→ Dataset content
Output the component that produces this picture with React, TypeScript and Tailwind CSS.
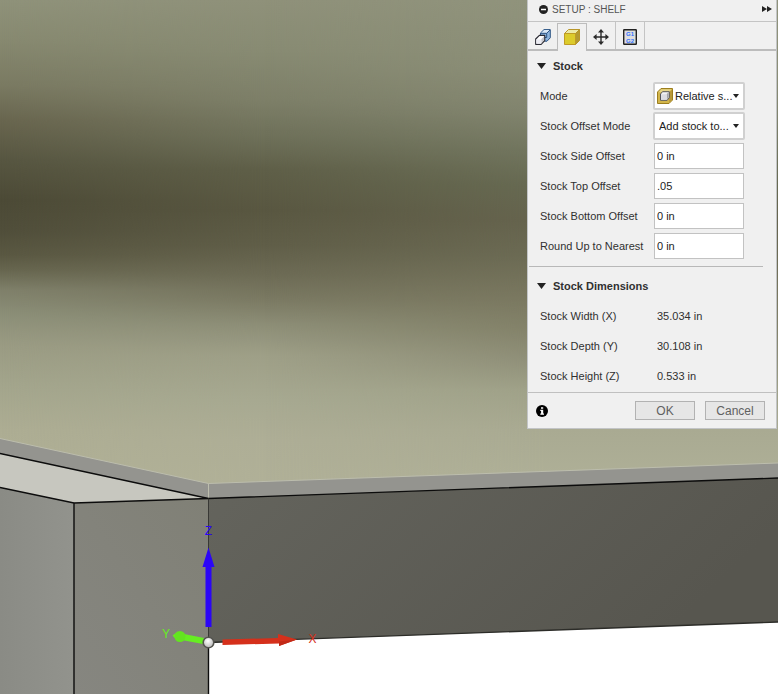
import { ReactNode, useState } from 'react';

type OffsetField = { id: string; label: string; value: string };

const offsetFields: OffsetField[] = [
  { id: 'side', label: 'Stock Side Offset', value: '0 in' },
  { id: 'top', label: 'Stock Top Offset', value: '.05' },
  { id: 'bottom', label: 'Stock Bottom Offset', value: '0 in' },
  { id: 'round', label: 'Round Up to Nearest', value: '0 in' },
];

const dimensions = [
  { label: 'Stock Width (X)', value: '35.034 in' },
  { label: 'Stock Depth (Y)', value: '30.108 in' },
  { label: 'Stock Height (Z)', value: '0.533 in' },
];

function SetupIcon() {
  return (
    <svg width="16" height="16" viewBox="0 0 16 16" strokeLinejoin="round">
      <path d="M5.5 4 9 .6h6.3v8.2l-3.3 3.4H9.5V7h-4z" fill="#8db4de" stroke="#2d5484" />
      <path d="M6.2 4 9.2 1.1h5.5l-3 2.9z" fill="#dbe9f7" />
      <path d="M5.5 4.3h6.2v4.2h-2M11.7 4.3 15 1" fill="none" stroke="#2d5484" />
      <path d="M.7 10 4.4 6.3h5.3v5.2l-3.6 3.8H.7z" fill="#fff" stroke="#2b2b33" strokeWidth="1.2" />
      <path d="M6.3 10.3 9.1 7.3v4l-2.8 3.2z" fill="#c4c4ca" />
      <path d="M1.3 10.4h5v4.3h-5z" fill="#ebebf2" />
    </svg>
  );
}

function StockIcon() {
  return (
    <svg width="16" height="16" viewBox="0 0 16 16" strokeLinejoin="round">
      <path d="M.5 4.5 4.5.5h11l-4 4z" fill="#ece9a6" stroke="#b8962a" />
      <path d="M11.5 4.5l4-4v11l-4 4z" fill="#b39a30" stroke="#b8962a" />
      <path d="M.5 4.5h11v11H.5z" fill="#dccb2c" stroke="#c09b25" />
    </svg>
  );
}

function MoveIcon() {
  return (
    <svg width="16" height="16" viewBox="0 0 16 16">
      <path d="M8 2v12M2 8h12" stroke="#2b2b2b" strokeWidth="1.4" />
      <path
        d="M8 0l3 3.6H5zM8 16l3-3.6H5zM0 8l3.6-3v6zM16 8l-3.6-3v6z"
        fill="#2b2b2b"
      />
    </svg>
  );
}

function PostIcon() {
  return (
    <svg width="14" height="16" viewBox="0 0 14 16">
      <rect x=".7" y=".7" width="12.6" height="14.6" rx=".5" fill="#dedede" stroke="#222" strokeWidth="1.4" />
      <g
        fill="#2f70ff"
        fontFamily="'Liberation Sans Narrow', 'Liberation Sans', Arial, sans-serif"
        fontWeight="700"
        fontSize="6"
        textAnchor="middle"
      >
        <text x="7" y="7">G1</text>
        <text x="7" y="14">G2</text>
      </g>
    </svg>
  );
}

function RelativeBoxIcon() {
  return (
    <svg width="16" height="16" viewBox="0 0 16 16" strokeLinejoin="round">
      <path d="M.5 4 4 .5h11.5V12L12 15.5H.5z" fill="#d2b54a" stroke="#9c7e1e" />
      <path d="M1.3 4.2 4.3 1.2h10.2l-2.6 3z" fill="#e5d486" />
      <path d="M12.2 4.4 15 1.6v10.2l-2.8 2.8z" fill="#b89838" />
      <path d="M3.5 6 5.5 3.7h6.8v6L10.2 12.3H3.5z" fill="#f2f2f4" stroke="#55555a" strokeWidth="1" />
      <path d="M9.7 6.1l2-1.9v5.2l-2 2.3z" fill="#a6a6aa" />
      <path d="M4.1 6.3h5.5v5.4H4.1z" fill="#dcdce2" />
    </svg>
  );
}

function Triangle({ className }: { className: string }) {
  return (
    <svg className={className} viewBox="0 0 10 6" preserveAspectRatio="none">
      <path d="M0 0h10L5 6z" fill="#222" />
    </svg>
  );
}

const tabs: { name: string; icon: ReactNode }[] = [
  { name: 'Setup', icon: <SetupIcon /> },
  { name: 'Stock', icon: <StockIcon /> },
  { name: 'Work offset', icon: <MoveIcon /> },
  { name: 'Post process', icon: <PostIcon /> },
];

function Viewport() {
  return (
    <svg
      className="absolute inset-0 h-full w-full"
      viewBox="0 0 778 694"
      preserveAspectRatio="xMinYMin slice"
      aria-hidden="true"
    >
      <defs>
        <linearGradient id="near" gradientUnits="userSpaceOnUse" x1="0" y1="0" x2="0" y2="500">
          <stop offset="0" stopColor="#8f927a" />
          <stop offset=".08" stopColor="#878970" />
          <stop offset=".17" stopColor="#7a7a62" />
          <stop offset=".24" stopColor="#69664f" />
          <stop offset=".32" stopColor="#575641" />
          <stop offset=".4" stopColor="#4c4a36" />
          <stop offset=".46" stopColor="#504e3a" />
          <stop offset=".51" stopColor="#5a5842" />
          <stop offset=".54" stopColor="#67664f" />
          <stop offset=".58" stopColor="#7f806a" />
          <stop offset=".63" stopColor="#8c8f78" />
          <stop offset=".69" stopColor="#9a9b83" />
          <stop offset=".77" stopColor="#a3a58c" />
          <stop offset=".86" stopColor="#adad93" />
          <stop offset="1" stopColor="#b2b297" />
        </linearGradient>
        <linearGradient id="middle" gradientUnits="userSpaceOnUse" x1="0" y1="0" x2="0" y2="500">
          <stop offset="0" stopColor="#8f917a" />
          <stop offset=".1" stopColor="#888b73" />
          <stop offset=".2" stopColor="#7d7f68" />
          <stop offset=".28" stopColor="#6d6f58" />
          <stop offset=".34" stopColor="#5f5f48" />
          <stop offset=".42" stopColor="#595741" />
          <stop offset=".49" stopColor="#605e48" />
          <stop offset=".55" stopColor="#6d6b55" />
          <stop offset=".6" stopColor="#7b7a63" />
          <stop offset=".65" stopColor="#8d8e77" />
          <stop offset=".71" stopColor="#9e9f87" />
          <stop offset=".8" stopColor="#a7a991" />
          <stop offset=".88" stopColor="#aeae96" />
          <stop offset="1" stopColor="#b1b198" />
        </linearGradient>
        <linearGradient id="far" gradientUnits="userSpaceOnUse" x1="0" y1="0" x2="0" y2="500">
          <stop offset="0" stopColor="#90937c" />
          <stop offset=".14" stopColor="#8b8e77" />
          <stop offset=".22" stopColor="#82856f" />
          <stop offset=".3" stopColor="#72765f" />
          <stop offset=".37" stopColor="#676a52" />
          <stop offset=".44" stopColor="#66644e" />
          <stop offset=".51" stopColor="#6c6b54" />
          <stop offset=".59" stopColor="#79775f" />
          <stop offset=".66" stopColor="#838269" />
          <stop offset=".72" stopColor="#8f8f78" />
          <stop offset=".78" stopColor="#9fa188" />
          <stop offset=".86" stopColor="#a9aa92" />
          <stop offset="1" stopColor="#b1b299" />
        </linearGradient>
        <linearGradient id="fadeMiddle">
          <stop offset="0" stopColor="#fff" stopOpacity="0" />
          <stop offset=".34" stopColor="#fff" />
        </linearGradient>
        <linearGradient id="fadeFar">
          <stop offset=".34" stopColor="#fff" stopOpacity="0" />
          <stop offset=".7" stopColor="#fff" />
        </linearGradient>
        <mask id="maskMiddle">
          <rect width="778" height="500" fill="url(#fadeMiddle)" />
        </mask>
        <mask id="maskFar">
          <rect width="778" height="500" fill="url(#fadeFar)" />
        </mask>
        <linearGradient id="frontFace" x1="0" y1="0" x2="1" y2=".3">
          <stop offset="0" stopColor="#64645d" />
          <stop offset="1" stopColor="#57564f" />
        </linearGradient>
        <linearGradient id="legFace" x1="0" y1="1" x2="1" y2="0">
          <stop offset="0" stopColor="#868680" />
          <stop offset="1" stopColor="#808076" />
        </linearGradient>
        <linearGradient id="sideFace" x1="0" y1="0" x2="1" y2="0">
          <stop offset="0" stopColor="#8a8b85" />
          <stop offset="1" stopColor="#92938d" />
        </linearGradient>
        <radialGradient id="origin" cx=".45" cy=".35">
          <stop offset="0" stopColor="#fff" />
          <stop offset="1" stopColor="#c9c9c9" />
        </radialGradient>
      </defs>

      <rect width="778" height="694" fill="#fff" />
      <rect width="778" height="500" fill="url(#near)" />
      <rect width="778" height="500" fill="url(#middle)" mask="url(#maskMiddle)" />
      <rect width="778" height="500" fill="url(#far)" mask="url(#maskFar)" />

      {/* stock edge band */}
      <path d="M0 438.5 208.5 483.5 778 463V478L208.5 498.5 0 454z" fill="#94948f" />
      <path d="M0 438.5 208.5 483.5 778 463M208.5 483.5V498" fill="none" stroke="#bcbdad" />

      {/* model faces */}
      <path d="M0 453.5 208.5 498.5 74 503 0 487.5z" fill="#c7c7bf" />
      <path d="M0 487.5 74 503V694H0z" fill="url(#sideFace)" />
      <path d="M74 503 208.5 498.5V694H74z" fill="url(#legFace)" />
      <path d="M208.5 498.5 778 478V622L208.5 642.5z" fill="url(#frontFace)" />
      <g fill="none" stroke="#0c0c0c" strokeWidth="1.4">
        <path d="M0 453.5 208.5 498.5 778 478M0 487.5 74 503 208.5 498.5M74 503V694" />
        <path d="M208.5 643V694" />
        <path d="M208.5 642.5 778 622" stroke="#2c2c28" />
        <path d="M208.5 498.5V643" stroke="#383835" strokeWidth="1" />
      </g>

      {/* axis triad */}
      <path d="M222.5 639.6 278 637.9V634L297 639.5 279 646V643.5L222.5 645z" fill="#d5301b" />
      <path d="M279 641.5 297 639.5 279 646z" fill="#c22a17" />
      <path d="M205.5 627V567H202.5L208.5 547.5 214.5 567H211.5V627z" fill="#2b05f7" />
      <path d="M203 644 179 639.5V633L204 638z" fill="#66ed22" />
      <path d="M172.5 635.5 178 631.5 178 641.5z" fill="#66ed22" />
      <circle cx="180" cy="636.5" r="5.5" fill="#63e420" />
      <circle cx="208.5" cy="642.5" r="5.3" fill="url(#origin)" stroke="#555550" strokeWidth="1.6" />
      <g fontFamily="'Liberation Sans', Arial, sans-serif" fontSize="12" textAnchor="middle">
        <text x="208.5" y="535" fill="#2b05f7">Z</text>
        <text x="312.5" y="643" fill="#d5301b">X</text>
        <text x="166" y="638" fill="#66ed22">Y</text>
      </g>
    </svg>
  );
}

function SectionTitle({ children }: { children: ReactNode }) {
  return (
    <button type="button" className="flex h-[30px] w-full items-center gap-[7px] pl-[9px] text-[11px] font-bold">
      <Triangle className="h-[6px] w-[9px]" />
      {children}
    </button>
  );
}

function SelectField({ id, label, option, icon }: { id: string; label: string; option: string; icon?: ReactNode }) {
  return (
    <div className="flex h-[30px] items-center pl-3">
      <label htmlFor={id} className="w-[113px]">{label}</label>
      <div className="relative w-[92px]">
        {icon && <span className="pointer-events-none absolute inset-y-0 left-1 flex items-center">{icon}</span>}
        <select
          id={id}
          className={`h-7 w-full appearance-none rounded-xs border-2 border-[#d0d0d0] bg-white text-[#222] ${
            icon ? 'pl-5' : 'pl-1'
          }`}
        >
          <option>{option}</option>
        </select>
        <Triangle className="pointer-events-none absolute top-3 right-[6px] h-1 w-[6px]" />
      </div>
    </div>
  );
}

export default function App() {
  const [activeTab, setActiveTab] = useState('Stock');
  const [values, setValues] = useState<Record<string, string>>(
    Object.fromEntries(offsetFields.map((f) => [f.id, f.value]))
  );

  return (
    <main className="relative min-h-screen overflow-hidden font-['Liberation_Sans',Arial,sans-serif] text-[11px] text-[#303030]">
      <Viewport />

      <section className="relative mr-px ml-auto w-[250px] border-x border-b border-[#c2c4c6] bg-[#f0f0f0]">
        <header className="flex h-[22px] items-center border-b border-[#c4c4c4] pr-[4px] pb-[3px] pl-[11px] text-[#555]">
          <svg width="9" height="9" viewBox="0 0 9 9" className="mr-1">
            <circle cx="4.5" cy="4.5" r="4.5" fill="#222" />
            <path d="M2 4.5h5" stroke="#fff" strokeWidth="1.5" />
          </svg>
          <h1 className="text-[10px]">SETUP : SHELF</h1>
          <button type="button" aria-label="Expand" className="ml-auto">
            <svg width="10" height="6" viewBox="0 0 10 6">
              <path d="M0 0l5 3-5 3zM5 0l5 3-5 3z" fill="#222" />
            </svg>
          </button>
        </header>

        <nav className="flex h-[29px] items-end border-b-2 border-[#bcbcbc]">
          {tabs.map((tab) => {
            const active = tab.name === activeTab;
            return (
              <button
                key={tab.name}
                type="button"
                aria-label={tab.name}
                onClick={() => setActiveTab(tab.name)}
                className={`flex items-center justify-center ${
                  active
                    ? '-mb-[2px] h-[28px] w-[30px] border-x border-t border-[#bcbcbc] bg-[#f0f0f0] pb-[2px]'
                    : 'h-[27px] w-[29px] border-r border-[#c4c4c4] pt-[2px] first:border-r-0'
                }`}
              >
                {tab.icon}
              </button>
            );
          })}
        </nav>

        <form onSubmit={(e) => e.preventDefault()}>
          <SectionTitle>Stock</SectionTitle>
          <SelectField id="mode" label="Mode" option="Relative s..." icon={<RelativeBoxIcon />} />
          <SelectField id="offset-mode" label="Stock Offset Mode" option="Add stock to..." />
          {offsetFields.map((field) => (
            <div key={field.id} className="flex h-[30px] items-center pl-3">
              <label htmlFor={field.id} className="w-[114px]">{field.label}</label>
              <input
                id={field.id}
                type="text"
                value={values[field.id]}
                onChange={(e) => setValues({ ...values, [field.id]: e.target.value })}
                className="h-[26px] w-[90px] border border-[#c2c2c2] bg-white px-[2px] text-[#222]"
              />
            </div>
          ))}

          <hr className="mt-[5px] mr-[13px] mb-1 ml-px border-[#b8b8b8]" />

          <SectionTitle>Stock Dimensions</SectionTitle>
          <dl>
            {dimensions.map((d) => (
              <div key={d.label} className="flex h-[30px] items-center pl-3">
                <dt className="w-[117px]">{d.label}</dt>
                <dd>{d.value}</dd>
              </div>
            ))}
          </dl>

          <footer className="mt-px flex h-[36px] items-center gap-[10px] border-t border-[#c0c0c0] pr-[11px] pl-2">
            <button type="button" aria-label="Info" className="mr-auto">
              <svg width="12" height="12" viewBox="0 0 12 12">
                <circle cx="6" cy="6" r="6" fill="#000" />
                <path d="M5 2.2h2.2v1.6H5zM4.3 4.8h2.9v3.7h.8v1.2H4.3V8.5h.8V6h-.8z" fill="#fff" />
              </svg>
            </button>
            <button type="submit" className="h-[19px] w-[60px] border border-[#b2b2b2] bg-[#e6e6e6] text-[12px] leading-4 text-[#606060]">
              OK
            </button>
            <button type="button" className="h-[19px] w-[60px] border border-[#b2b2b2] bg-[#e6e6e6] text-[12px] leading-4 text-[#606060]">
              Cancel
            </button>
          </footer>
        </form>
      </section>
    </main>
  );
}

→ Aim
Pictures stay out. Print the data exactly, from its first line through the line containing "string; value: string".

→ Answer to the exercise
Output the component that produces this picture with React, TypeScript and Tailwind CSS.
import { ReactNode, useState } from 'react';

type OffsetField = { id: string; label: string; value: string };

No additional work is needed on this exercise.